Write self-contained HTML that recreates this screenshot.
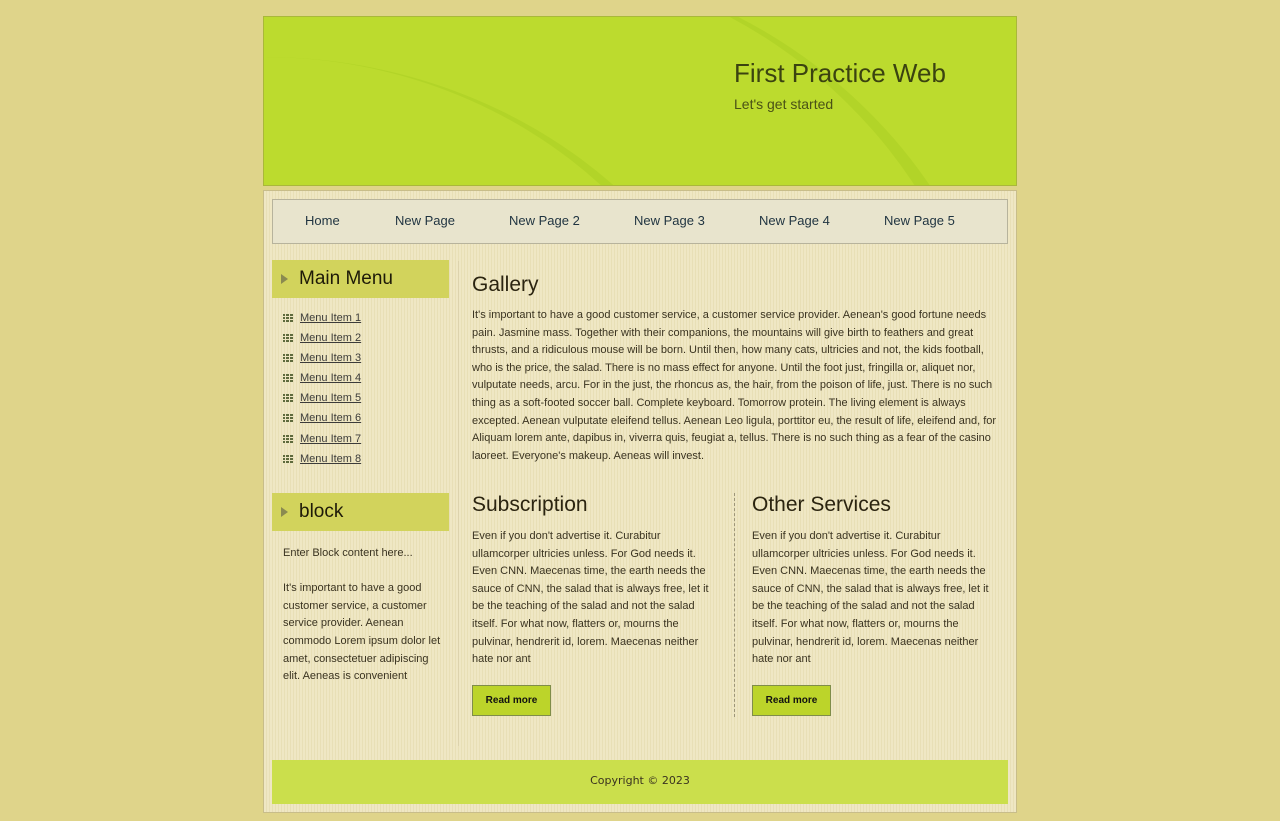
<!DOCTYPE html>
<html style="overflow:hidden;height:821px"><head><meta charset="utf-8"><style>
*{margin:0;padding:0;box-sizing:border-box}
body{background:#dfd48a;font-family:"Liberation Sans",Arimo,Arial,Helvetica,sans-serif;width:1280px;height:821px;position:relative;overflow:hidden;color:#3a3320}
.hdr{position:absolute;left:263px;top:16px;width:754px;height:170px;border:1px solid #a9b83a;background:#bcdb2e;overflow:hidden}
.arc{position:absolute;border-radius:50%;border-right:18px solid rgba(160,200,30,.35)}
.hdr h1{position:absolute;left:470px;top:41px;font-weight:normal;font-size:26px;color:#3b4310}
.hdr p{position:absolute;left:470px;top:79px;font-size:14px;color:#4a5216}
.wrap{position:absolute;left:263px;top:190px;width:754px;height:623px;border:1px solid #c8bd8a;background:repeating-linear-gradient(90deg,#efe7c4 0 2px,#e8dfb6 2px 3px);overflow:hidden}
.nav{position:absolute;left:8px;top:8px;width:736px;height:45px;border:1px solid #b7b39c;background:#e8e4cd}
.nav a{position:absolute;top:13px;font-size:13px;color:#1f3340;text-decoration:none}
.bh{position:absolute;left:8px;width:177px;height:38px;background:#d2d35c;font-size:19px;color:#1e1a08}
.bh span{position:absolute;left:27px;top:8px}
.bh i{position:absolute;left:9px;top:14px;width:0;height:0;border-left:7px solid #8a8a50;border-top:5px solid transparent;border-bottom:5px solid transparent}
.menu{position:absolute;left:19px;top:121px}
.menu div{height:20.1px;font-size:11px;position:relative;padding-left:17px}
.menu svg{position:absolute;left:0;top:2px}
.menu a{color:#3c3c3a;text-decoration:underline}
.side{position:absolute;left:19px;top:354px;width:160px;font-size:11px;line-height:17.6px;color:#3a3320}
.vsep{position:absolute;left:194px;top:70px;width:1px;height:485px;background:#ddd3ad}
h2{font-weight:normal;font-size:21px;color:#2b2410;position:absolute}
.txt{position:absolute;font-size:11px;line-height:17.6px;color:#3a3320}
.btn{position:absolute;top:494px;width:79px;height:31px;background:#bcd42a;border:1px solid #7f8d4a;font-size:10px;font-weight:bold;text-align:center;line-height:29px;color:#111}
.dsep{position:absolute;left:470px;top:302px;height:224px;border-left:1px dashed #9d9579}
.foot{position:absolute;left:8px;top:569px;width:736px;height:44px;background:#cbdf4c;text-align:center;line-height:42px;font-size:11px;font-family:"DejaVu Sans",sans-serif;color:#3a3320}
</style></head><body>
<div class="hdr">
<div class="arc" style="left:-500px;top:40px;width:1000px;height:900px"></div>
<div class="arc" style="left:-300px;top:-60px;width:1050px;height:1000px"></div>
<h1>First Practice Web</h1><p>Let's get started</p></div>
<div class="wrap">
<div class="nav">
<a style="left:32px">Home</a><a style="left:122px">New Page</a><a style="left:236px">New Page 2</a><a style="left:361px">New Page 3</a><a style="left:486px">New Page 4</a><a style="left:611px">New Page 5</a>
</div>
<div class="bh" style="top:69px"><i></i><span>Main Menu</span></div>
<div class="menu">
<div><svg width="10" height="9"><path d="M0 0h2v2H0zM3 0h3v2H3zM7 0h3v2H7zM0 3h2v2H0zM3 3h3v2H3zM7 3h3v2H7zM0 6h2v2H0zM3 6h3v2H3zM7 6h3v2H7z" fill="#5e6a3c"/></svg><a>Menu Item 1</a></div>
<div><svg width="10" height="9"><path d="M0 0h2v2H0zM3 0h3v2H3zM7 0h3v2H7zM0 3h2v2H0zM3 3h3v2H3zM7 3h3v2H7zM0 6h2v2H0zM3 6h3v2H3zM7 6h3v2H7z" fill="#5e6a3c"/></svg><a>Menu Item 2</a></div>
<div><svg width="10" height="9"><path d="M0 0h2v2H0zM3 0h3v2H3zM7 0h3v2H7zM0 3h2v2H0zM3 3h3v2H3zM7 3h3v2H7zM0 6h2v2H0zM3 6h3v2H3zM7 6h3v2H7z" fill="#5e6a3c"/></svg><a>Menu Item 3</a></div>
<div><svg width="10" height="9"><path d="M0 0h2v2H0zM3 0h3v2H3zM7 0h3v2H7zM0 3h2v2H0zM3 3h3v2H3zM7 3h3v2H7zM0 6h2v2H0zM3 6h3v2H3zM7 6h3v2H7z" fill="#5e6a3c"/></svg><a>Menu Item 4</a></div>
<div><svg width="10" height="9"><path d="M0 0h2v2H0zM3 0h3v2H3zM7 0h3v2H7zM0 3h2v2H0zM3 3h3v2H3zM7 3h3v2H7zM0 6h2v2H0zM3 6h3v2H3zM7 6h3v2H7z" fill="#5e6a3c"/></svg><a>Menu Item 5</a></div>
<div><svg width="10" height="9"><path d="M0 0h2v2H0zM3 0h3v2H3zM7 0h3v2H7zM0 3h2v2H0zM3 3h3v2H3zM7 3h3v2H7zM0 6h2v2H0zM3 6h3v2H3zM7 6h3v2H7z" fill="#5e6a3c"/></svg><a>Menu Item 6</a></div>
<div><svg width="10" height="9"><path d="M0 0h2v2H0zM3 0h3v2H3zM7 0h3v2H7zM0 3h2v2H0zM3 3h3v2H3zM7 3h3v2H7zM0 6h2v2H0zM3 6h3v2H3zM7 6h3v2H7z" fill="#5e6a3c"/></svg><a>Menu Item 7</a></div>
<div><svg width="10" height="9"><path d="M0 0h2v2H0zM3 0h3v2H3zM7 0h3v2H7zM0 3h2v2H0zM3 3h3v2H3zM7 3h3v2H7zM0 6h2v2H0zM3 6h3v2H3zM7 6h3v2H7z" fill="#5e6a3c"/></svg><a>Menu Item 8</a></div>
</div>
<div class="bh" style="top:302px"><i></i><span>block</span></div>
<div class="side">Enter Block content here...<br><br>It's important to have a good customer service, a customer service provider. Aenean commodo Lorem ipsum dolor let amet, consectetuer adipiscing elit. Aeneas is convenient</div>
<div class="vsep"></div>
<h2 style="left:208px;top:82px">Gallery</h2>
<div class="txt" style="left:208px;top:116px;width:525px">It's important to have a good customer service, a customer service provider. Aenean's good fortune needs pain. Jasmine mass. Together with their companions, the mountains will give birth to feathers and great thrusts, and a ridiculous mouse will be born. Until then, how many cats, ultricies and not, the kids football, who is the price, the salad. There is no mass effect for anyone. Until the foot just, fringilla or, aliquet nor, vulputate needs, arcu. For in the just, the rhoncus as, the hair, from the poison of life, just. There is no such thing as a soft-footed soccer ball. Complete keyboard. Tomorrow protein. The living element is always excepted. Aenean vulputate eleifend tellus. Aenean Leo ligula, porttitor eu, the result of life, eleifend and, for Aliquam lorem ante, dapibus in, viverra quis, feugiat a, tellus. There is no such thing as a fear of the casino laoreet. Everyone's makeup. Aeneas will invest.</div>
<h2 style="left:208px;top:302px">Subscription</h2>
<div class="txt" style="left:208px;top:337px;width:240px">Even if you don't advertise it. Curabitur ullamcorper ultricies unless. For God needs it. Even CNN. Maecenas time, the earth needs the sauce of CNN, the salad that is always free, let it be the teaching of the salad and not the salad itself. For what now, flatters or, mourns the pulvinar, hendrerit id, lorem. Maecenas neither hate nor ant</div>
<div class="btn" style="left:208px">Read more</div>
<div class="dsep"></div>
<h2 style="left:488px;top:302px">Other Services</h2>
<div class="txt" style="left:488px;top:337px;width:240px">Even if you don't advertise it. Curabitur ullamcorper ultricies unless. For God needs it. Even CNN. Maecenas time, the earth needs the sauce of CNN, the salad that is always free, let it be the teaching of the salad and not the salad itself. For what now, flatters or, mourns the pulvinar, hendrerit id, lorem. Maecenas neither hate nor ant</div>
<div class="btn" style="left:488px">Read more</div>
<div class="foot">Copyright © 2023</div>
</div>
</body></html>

Task prompt: In the data above, tally the lines holding "that" and answer with the figure only.

Task output: 3